=== Required work ===
Go through the lines below. Copy those with "this".

»»

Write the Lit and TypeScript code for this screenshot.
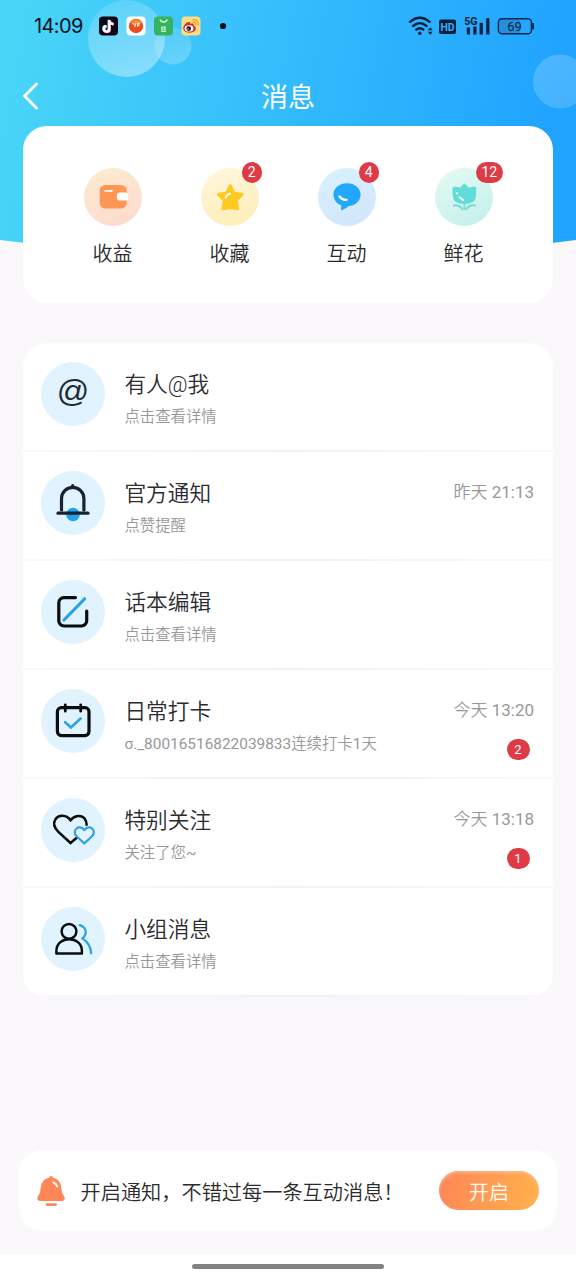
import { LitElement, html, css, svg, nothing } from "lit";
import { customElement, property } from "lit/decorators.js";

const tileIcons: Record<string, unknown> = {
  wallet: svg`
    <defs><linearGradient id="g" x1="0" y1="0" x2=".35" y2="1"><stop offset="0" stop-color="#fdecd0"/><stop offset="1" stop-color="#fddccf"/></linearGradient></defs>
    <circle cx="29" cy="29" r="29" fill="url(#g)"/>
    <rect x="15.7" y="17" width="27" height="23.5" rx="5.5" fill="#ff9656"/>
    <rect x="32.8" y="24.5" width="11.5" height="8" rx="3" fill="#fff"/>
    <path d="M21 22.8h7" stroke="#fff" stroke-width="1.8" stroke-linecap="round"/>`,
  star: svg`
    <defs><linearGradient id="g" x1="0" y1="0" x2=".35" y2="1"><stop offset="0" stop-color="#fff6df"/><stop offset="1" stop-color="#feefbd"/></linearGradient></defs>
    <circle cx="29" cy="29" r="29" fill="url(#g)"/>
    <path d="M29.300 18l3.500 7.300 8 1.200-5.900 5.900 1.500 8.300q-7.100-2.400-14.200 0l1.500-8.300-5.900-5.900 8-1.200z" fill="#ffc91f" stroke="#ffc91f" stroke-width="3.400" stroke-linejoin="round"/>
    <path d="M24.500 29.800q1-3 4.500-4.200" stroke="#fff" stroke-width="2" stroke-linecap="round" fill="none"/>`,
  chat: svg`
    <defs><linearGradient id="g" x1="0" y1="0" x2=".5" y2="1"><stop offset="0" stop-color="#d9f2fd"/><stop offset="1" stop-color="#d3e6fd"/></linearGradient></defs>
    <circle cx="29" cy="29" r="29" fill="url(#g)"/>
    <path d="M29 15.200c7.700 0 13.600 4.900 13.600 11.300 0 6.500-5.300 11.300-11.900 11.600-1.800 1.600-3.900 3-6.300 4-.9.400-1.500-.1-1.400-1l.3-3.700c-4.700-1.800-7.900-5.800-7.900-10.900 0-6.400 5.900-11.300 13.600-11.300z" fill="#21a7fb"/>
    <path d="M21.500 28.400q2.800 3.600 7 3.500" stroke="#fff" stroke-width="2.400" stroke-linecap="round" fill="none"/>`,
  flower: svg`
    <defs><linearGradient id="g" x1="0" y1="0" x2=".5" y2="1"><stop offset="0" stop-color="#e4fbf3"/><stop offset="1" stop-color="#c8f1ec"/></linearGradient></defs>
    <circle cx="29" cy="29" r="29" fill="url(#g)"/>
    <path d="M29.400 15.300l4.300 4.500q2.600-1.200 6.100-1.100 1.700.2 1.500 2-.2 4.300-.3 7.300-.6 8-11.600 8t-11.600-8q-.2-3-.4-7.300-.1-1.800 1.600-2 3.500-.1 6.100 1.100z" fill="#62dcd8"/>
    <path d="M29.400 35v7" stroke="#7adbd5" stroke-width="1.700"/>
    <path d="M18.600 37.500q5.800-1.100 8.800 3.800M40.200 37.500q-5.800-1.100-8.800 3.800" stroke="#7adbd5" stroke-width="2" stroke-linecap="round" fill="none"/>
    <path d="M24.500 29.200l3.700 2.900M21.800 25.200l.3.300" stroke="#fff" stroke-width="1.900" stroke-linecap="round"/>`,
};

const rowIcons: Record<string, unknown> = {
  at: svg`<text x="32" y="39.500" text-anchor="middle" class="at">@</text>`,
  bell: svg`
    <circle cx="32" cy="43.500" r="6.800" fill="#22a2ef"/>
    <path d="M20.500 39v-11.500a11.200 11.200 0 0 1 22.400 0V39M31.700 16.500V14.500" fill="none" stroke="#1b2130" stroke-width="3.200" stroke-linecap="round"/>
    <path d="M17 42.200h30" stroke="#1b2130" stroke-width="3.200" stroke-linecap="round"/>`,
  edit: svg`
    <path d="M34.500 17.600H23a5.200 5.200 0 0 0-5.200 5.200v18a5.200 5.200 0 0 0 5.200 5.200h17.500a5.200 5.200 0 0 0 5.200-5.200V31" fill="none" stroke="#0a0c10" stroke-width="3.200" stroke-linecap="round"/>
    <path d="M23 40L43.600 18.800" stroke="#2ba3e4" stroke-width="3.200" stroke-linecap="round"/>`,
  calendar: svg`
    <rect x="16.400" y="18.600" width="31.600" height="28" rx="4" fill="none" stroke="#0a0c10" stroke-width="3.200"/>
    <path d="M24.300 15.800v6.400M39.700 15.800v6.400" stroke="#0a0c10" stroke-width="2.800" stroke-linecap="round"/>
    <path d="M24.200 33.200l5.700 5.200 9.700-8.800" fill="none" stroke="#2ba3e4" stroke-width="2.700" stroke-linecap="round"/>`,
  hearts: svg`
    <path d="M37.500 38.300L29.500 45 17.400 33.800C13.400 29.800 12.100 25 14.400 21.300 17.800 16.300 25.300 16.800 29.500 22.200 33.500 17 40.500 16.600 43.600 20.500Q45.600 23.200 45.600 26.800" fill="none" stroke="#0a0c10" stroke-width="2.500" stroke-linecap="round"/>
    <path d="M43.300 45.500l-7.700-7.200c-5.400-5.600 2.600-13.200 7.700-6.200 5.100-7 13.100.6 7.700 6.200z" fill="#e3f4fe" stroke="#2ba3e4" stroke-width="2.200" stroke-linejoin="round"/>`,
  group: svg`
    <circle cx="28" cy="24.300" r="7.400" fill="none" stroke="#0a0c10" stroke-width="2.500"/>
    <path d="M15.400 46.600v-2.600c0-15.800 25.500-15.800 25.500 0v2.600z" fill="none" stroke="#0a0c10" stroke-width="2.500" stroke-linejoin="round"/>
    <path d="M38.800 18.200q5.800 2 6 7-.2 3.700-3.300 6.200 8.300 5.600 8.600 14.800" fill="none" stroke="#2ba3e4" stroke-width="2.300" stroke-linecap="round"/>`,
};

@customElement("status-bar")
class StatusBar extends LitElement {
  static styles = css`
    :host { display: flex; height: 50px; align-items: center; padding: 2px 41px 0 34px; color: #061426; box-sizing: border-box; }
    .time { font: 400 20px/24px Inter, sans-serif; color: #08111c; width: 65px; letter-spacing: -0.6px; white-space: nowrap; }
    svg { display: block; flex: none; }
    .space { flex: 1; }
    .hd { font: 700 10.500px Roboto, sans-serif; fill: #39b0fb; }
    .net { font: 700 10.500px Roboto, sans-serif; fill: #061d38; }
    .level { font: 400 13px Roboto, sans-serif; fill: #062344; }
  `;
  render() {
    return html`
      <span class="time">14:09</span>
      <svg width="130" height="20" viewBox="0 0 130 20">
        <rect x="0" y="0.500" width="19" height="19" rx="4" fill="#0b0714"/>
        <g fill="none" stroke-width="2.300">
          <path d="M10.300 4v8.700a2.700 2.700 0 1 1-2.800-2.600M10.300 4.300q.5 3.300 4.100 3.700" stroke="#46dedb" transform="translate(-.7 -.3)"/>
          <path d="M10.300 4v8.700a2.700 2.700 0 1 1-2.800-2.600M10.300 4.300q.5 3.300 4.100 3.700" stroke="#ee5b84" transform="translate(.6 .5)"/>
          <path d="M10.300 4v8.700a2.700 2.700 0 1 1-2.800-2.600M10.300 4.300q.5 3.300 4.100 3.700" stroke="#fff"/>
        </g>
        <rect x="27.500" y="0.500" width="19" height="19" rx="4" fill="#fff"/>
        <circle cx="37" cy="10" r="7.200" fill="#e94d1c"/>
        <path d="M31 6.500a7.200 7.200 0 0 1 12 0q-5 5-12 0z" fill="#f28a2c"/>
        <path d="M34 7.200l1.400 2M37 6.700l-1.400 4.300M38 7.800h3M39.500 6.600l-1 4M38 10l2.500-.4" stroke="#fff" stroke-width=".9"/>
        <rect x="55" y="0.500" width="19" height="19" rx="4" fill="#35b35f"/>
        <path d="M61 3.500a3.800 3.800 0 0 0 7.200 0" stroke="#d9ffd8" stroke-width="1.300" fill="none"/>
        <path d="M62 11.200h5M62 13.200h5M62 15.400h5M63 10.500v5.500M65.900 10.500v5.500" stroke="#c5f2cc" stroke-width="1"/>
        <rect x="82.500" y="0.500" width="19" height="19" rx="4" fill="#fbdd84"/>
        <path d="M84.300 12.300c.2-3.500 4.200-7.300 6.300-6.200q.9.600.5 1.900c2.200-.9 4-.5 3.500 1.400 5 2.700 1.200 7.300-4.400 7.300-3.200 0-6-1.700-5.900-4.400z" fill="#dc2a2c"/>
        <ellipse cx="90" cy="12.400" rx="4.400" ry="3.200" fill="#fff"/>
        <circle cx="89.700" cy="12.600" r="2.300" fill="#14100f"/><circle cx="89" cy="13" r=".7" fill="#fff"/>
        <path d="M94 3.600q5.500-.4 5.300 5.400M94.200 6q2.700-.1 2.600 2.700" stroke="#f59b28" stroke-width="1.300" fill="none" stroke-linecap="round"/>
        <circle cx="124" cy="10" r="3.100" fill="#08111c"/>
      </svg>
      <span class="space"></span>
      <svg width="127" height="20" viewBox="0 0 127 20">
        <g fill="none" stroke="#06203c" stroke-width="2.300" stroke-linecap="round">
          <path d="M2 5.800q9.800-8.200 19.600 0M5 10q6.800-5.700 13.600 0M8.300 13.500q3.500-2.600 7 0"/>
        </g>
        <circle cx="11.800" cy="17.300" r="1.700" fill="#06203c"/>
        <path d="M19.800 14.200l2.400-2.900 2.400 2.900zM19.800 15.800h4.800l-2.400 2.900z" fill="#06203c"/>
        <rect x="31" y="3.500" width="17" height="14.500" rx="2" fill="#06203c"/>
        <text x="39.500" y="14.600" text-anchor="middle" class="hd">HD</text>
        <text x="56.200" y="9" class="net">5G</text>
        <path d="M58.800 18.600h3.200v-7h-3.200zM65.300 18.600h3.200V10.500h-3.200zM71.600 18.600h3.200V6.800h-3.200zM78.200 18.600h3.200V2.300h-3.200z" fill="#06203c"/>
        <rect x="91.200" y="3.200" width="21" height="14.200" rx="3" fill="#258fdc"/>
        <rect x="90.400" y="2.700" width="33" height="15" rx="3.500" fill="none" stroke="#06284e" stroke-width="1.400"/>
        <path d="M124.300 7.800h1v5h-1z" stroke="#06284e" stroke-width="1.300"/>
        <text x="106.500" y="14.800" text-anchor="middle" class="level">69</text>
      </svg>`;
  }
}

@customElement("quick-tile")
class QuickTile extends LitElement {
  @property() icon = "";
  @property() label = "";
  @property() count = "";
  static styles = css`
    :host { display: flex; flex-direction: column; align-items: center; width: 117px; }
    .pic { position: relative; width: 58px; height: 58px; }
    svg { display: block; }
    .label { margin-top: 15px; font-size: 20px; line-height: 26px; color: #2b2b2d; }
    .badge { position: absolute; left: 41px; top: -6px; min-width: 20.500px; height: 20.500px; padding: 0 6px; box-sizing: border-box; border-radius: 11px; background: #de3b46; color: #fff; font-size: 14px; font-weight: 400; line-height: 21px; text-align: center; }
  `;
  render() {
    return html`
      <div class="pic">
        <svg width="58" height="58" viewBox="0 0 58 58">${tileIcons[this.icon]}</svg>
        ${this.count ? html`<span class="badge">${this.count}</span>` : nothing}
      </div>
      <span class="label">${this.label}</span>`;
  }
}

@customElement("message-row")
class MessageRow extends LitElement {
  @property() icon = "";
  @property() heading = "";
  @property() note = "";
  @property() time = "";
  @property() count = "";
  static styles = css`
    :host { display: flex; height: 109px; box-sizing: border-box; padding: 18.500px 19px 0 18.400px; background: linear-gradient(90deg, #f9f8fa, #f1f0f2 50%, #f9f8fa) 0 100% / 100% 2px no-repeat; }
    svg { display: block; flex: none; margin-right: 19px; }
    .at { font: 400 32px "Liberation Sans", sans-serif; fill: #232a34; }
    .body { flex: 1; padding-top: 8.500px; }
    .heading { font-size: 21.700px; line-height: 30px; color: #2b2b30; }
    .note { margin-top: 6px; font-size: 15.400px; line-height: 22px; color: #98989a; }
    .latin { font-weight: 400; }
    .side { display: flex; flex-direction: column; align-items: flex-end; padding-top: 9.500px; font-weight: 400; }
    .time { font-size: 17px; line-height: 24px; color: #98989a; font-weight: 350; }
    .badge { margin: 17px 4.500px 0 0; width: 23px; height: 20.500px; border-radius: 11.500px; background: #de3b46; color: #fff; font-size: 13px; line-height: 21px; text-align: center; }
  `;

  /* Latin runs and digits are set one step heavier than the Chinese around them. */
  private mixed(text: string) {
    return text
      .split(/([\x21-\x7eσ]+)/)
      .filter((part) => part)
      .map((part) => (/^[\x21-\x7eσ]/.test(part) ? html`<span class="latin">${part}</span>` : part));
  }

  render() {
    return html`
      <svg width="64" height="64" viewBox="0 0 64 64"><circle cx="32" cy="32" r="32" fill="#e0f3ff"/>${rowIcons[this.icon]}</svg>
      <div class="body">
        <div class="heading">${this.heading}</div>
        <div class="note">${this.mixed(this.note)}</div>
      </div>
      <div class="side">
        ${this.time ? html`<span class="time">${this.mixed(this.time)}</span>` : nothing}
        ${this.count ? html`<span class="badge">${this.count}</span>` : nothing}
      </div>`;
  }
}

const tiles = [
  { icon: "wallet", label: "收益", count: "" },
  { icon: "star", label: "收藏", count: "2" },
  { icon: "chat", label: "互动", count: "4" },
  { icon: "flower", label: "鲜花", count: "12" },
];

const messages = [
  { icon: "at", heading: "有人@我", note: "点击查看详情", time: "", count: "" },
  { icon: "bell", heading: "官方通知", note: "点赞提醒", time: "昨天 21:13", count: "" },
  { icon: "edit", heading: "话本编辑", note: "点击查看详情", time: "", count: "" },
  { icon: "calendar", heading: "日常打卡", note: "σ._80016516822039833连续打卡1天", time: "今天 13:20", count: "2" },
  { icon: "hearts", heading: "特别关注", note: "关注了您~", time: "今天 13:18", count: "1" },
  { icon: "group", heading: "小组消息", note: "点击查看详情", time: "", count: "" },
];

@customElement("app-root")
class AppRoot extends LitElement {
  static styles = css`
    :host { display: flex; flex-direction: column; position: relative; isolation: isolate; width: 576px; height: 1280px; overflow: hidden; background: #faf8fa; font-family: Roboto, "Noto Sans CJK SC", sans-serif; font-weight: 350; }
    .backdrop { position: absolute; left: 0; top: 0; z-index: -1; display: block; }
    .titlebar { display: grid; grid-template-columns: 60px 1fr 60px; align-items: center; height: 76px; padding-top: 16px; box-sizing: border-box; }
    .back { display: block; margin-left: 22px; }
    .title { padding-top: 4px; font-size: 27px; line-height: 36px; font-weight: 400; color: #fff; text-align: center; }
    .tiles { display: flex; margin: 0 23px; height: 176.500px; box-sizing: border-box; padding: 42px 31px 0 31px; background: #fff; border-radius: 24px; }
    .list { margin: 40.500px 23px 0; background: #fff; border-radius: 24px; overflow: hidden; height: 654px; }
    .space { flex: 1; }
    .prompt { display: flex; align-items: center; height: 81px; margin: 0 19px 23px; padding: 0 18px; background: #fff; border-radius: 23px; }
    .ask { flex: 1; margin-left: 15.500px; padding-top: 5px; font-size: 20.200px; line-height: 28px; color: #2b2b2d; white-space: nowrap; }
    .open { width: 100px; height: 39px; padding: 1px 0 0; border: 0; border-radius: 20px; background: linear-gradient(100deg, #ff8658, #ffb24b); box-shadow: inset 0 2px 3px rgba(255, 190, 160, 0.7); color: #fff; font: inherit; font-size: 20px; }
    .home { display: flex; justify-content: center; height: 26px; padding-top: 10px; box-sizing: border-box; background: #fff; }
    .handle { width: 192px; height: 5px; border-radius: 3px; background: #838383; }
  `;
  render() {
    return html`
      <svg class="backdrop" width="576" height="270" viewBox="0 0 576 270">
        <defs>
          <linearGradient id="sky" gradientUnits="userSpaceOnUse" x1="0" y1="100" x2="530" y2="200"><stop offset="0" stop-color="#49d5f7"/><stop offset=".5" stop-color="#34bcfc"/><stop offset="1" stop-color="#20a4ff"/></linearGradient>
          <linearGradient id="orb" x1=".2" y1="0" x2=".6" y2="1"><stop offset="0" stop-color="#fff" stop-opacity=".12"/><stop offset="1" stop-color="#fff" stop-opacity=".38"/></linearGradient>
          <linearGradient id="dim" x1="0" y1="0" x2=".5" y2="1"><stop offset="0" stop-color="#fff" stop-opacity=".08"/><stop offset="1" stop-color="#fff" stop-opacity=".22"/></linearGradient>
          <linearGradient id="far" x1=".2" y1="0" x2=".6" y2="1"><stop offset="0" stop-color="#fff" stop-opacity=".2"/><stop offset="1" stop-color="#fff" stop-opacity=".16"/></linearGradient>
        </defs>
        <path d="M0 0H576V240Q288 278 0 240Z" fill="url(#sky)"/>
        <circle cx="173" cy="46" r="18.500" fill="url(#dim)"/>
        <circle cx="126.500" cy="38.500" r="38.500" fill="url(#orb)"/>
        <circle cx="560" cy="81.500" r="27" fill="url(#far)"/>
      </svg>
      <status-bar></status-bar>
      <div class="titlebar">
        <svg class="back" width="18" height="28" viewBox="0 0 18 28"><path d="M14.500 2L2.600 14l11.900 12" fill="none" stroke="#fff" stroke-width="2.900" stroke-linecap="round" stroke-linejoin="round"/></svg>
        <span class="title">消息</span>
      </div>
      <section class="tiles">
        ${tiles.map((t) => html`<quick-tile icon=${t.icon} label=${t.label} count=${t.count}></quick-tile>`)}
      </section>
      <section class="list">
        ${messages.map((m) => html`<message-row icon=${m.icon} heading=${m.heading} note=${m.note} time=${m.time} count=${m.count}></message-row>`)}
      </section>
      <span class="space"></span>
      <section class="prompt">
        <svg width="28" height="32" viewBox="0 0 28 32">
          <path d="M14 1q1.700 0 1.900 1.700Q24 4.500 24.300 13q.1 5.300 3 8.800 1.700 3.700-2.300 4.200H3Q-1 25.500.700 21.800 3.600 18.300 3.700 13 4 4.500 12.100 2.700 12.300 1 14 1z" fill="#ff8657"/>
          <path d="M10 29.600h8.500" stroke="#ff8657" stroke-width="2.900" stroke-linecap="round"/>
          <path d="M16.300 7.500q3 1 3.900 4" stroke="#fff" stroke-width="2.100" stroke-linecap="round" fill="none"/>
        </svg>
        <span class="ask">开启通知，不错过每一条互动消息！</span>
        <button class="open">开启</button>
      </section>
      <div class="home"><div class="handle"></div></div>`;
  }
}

««

=== Result of the exercise ===
Write the Lit and TypeScript code for this screenshot.
        <svg width="58" height="58" viewBox="0 0 58 58">${tileIcons[this.icon]}</svg>
        ${this.count ? html`<span class="badge">${this.count}</span>` : nothing}
      <span class="label">${this.label}</span>`;
      <svg width="64" height="64" viewBox="0 0 64 64"><circle cx="32" cy="32" r="32" fill="#e0f3ff"/>${rowIcons[this.icon]}</svg>
        <div class="heading">${this.heading}</div>
        <div class="note">${this.mixed(this.note)}</div>
        ${this.time ? html`<span class="time">${this.mixed(this.time)}</span>` : nothing}
        ${this.count ? html`<span class="badge">${this.count}</span>` : nothing}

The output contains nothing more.